You might be able to shave off thousands – or more – in your monthly cloud bills for your critical SQL Servers, all while maintaining or even improving performance.
Public cloud providers charge organizations for everything they deploy, and while a few items in the cloud are based on a pay-by-consumption model, most of the services that really stack up, namely SQL Server licensing, are charged on a pay-by-allocation model. If you provision a SQL Server VM with eight cores and promptly forget about it, you will be shocked at the end of the month when you receive your cloud subscription bill. If you provision a 32-core VM, and your workload only uses four cores, you are still paying for all 32 cores, regardless of the low utilization rates. The same goes for memory and storage. A large memory footprint and lots of high-speed attached managed disks all add up.
It’s time to be objective. It begs the question: “How are my servers using the resources currently allocated?” I find that most organizations do not have a solid resource consumption baseline for their servers, so understanding where cost optimizations can be made becomes a guessing game, which is the exact opposite of what we need, and usually backfires spectacularly.
A few tools exist to help with this process, but be careful and weigh the output carefully. Highly granular data helps immensely, as the lack of granularity can either skew the output from the law of averages, or can weight the results differently. An example could be a CPU spike for 30 seconds because of a time-sensitive job running at midnight might not even appear in the telemetry if the telemetry reports an average of each 30-minute interval. A utility that reports just the minimum, average, and maximum CPU usage in a day might show a max at 95% and base their recommendations from this spike. But, if this spike occurs at 2:00am because of routine database index maintenance, and finishes in an hour but we have three hours for it to safely run, and the business-day CPU consumption peak is just 15%, the lack of context in the results can cause you to spend too much.
I’ve even seen some folks provision 16-32TB storage just to get a high IOPs rate for VMs, just to find that the metrics they were basing the estimate on were from database backups over a weekend, and were in no way even close to consumption rates during the week. (They were also hitting the VM’s I/O limits well before maximizing the available speed on the virtual disks.)
Usually, I find that retrieving the data yourself with built-in tools such as Windows’ Perfmon and Linux’s sar can provide as granular data as you need to help you build a better resource consumption baseline. Take the raw data and view the in-depth metrics, such as CPU consumption by-core, the memory usage of your application/database engine (and not just the OSE, as many applications like databases hide their memory usage stats from the underlying OSE), disk read and write demand, etc. Every bit of data helps paint a more complete picture of a day in the life of this server.

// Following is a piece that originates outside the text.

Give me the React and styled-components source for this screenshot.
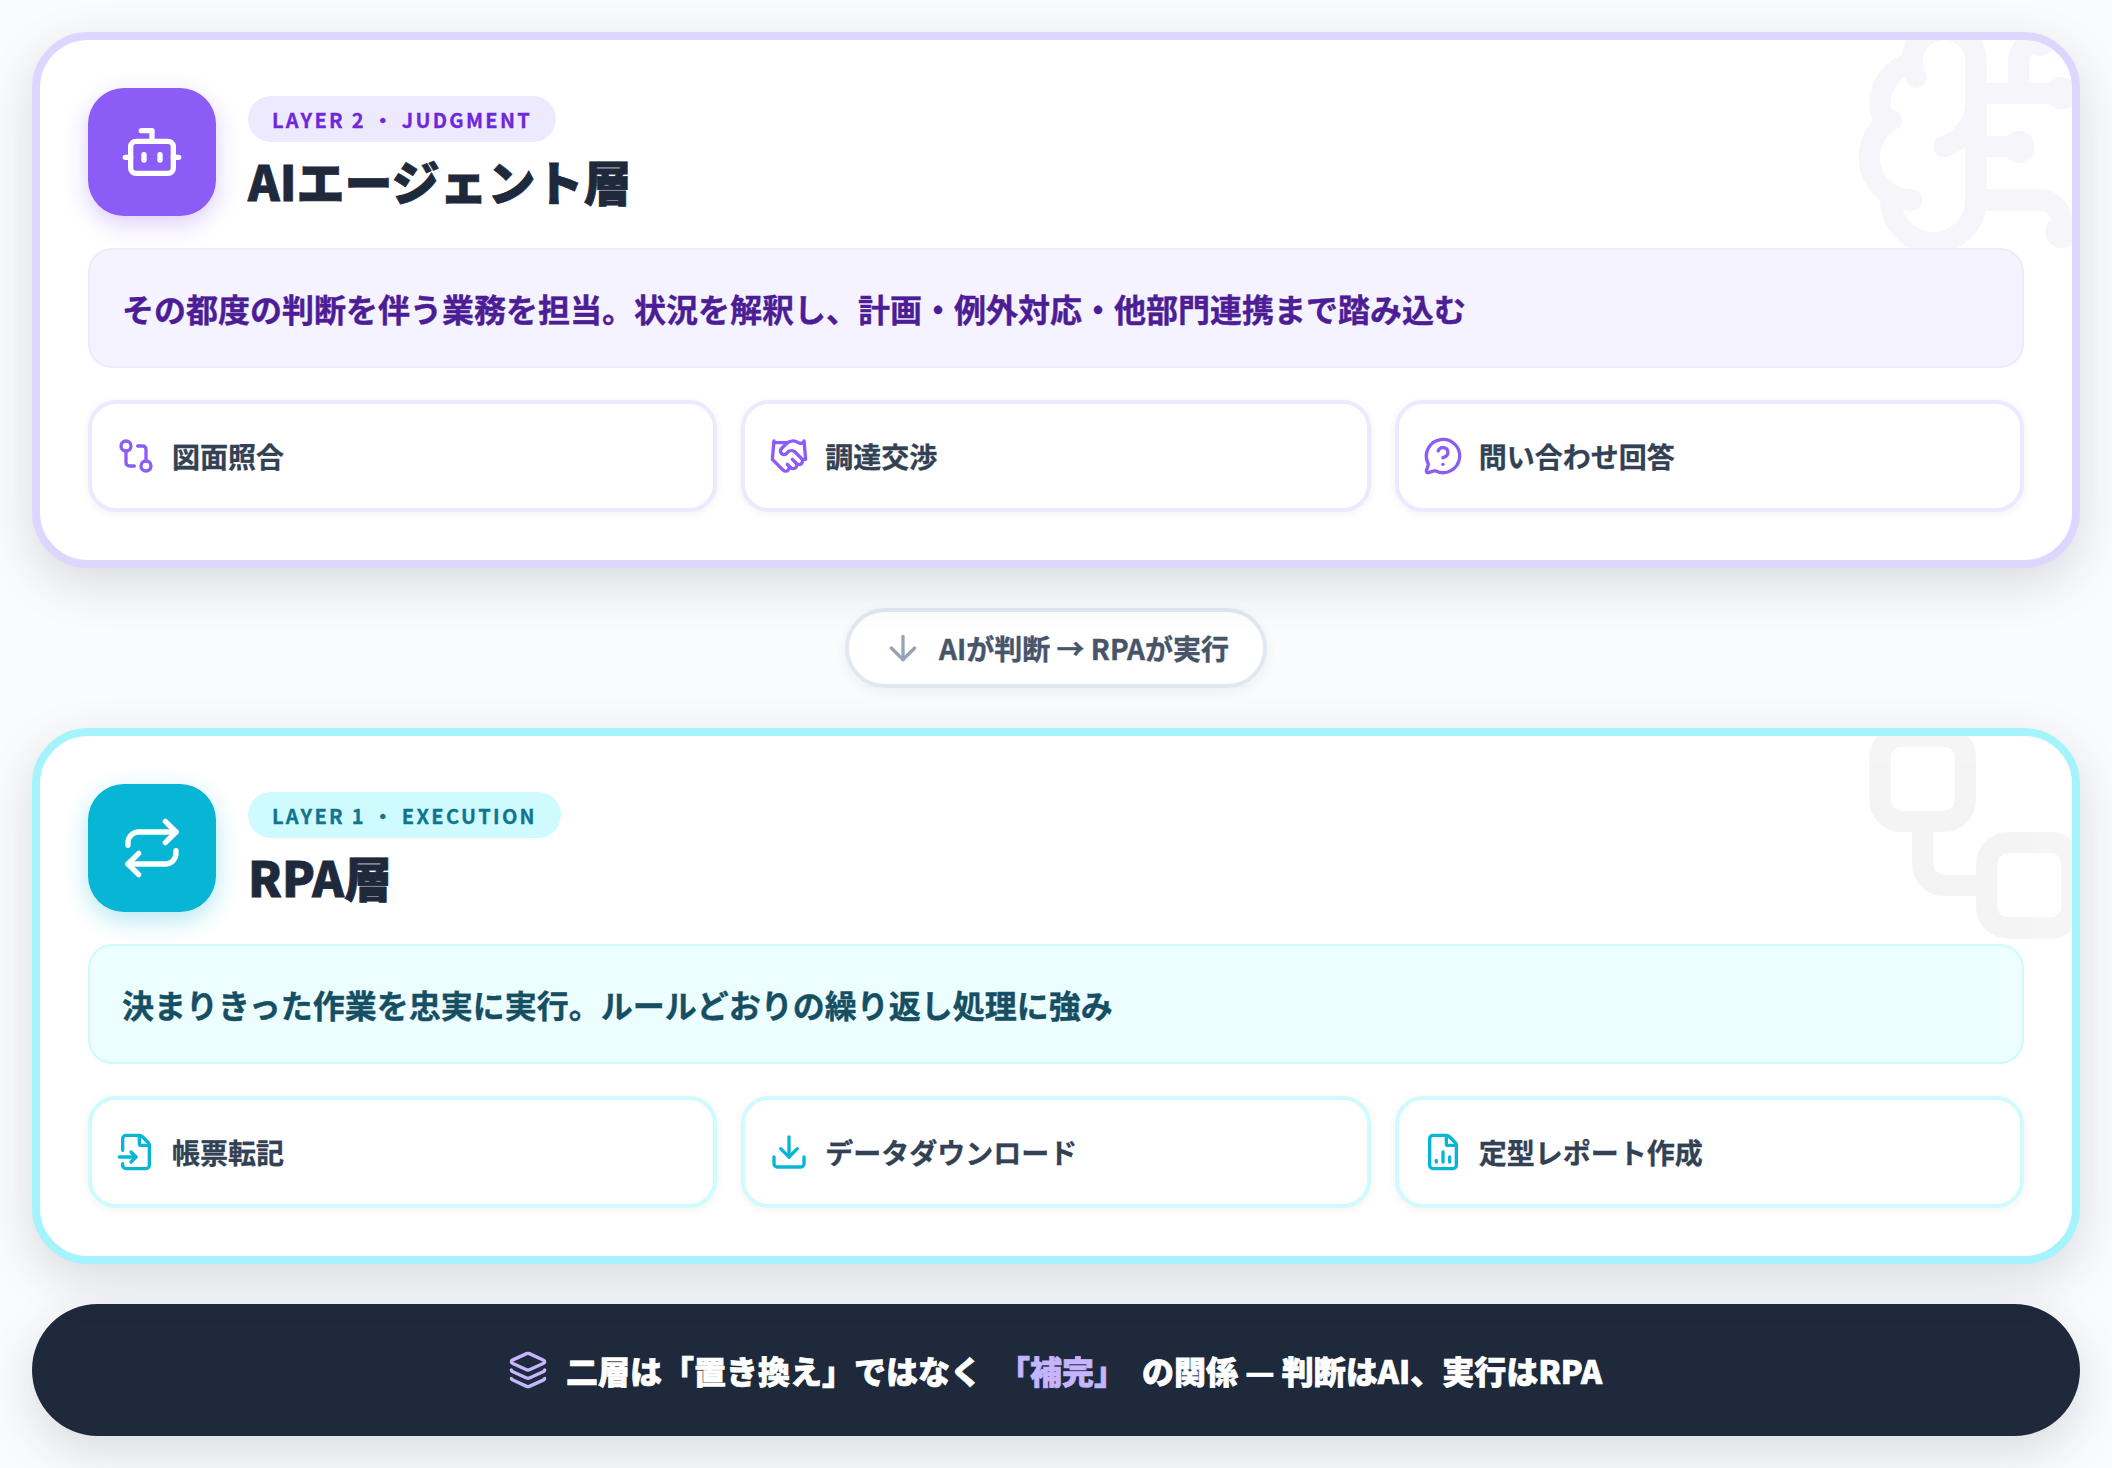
import React from "react";
import styled, { createGlobalStyle } from "styled-components";
import {
  ArrowDown,
  Bot,
  BrainCircuit,
  Download,
  FileChartColumn,
  FileInput,
  GitCompare,
  Handshake,
  Layers,
  MessageCircleQuestion,
  Repeat,
  Workflow,
} from "lucide-react";

const FONT = '"Noto Sans CJK JP", "Noto Sans", sans-serif';

const GlobalStyle = createGlobalStyle`
  html, body {
    margin: 0;
    padding: 0;
    background: #fafbfd;
    font-family: ${FONT};
  }
  * {
    box-sizing: border-box;
  }
`;

const THEMES = {
  violet: {
    border: "#ddd6fe",
    accent: "#8b5cf6",
    glow: "rgba(139, 92, 246, 0.3)",
    badgeBg: "#ede9fe",
    badgeText: "#6d28d9",
    descBg: "#f5f3ff",
    descBorder: "#ede9fe",
    descText: "#4c1d95",
    taskBorder: "#ede9fe",
    mark: "#312e81",
  },
  cyan: {
    border: "#a5f3fc",
    accent: "#06b6d4",
    glow: "rgba(6, 182, 212, 0.3)",
    badgeBg: "#cffafe",
    badgeText: "#0e7490",
    descBg: "#ecfeff",
    descBorder: "#cffafe",
    descText: "#164e63",
    taskBorder: "#cffafe",
    mark: "#1e293b",
  },
};

const LAYERS = [
  {
    tone: "violet",
    badge: "LAYER 2 ・ JUDGMENT",
    title: "AIエージェント層",
    desc: "その都度の判断を伴う業務を担当。状況を解釈し、計画・例外対応・他部門連携まで踏み込む",
    Icon: Bot,
    Mark: BrainCircuit,
    tasks: [
      { label: "図面照合", Icon: GitCompare },
      { label: "調達交渉", Icon: Handshake },
      { label: "問い合わせ回答", Icon: MessageCircleQuestion },
    ],
  },
  {
    tone: "cyan",
    badge: "LAYER 1 ・ EXECUTION",
    title: "RPA層",
    desc: "決まりきった作業を忠実に実行。ルールどおりの繰り返し処理に強み",
    Icon: Repeat,
    Mark: Workflow,
    tasks: [
      { label: "帳票転記", Icon: FileInput },
      { label: "データダウンロード", Icon: Download },
      { label: "定型レポート作成", Icon: FileChartColumn },
    ],
  },
];

const Page = styled.div`
  width: 2112px;
  height: 1468px;
  padding: 32px;
  display: flex;
  flex-direction: column;
  gap: 40px;
  align-items: stretch;
`;

const Card = styled.section`
  position: relative;
  overflow: hidden;
  height: 536px;
  padding: 48px;
  display: flex;
  flex-direction: column;
  gap: 32px;
  background: #fff;
  border: 8px solid ${(p) => THEMES[p.$tone].border};
  border-radius: 56px;
  box-shadow: 0 16px 48px rgba(30, 41, 59, 0.15);
`;

const Watermark = styled.div`
  position: absolute;
  top: -32px;
  right: -32px;
  width: 256px;
  height: 256px;
  color: ${(p) => THEMES[p.$tone].mark};
  opacity: 0.045;
`;

const Header = styled.header`
  position: relative;
  display: flex;
  align-items: center;
  gap: 32px;
`;

const IconTile = styled.div`
  width: 128px;
  height: 128px;
  flex: none;
  display: flex;
  align-items: center;
  justify-content: center;
  border-radius: 36px;
  color: #fff;
  background: ${(p) => THEMES[p.$tone].accent};
  box-shadow: 0 8px 24px ${(p) => THEMES[p.$tone].glow};
`;

const HeaderText = styled.div`
  display: flex;
  flex-direction: column;
  align-items: flex-start;
  gap: 8px;
`;

const Badge = styled.span`
  height: 46px;
  padding: 0 24px;
  display: inline-flex;
  align-items: center;
  border-radius: 23px;
  font-size: 20px;
  font-weight: 700;
  letter-spacing: 2.3px;
  -webkit-text-stroke: 0.3px currentColor;
  color: ${(p) => THEMES[p.$tone].badgeText};
  background: ${(p) => THEMES[p.$tone].badgeBg};
`;

const Title = styled.h2`
  margin: 0;
  padding-top: 3px;
  font-size: 48px;
  line-height: 55px;
  font-weight: 900;
  -webkit-text-stroke: 0.8px currentColor;
  color: #1e293b;
`;

const Desc = styled.p`
  position: relative;
  margin: 0;
  height: 120px;
  padding: 0 32px;
  display: flex;
  align-items: center;
  font-size: 32px;
  font-weight: 700;
  -webkit-text-stroke: 0.4px currentColor;
  color: ${(p) => THEMES[p.$tone].descText};
  background: ${(p) => THEMES[p.$tone].descBg};
  border: 2px solid ${(p) => THEMES[p.$tone].descBorder};
  border-radius: 24px;
`;

const TaskGrid = styled.div`
  position: relative;
  display: grid;
  grid-template-columns: repeat(3, 1fr);
  gap: 24px;
`;

const Task = styled.div`
  height: 112px;
  padding: 0 24px;
  display: flex;
  align-items: center;
  gap: 16px;
  background: #fff;
  border: 4px solid ${(p) => THEMES[p.$tone].taskBorder};
  border-radius: 28px;
  box-shadow: 0 2px 8px rgba(30, 41, 59, 0.06);
  font-size: 28px;
  font-weight: 700;
  -webkit-text-stroke: 0.3px currentColor;
  color: #334155;

  svg {
    flex: none;
    color: ${(p) => THEMES[p.$tone].accent};
    -webkit-text-stroke: 0;
  }
`;

const ConnectorRow = styled.div`
  display: flex;
  justify-content: center;
`;

const Connector = styled.div`
  height: 80px;
  padding: 0 34px;
  display: flex;
  align-items: center;
  gap: 16px;
  background: #fff;
  border: 4px solid #e2e8f0;
  border-radius: 40px;
  box-shadow: 0 4px 12px rgba(30, 41, 59, 0.06);
  font-size: 28px;
  font-weight: 700;
  -webkit-text-stroke: 0.4px currentColor;
  color: #475569;

  svg {
    flex: none;
    color: #94a3b8;
  }
`;

const Summary = styled.footer`
  height: 132px;
  padding-right: 2px;
  display: flex;
  align-items: center;
  justify-content: center;
  gap: 16px;
  background: #1e293b;
  border-radius: 66px;
  box-shadow: 0 16px 48px rgba(30, 41, 59, 0.15);
  font-size: 32px;
  font-weight: 900;
  -webkit-text-stroke: 0.7px currentColor;
  color: #fff;

  svg {
    flex: none;
    margin-right: 2px;
    color: #c4b5fd;
  }
`;

const Accent = styled.span`
  color: #c4b5fd;
`;

function LayerCard({ layer }) {
  const { tone, badge, title, desc, Icon, Mark, tasks } = layer;
  return (
    <Card $tone={tone}>
      <Watermark $tone={tone}>
        <Mark size={256} strokeWidth={2} />
      </Watermark>
      <Header>
        <IconTile $tone={tone}>
          <Icon size={64} strokeWidth={2} />
        </IconTile>
        <HeaderText>
          <Badge $tone={tone}>{badge}</Badge>
          <Title>{title}</Title>
        </HeaderText>
      </Header>
      <Desc $tone={tone}>{desc}</Desc>
      <TaskGrid>
        {tasks.map((task) => (
          <Task key={task.label} $tone={tone}>
            <task.Icon size={40} strokeWidth={2} />
            <span>{task.label}</span>
          </Task>
        ))}
      </TaskGrid>
    </Card>
  );
}

export default function App() {
  return (
    <>
      <GlobalStyle />
      <Page>
        <LayerCard layer={LAYERS[0]} />
        <ConnectorRow>
          <Connector>
            <ArrowDown size={40} strokeWidth={2} />
            <span>AIが判断 → RPAが実行</span>
          </Connector>
        </ConnectorRow>
        <LayerCard layer={LAYERS[1]} />
        <Summary>
          <Layers size={40} strokeWidth={2} />
          <span>二層は「置き換え」ではなく</span>
          <Accent>「補完」</Accent>
          <span>の関係 — 判断はAI、実行はRPA</span>
        </Summary>
      </Page>
    </>
  );
}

Next, understand the workload itself from a business perspective. A database server underneath a Monday-to-Friday 8:00am to 5:00pm business has far different resource consumption footprint than an around-the-clock, three shift-a-day, manufacturing facility. What are the normal operating windows that have time sensitive tasks? It could be limited to just normal business hours, or could be constant or scattered across the week.
If you see spikes or dips in the telemetry, what task or process corresponds to the change? A sharp CPU spike at 2:00am from index maintenance that runs in 20 minutes could be perfectly normal and acceptable to run a few minutes longer. Review the big items to understand if they are time sensitive or not, and what sort of impact it has on everything running concurrently.
Now, map out consumption rates versus resource allocations. You’ll be shocked to find that in almost all cases, your servers are oversized. Oversized means you are paying too much. Use the baseline to estimate how much you could reduce your VM’s resource allocations without impacting performance. (In a few cases, you might find some of your servers are actually undersized and starved for resources, and you can adjust the resource allocations accordingly to regain your performance.)
In some cases, reducing the allocated resources could actually improve the performance of the VM. Every single compute resource allocated to a VM must pass through the hypervisor’s scheduling queues, and cloud is nothing more than someone else’s datacenter with automation on top of some hypervisor. The less resources that you must push through the queues, the less overhead the hypervisor could impose on your workload, and that means it could get faster.
An example could be a 16-core VM with SQL Server Standard edition installed. An Azure E16ads v5 VM, with 16 vCPUs and 128GB of RAM MSRP’s at $2,470 a month without managed storage. If your workload is only using three or four CPUs of actual consumption, why not test downsizing it? Chopping the VM scale in half to an E8ads v5 reduces the monthly cost to $1,235. Your utilization percentage goes up, but if your server is running in a ‘safe’ range and not constantly maxed out, you just saved your organization a significant amount of money with just a couple of clicks while maintaining the speed your users expect.
This example covered just one server. What if you had a hundred like this? Or a thousand? How much of your monthly cloud budget can you reclaim? DBAs today must be as much of a cost optimizer as they are a performance and availability engineer, so use this technique to review your resource allocations and save your organization a lot of money!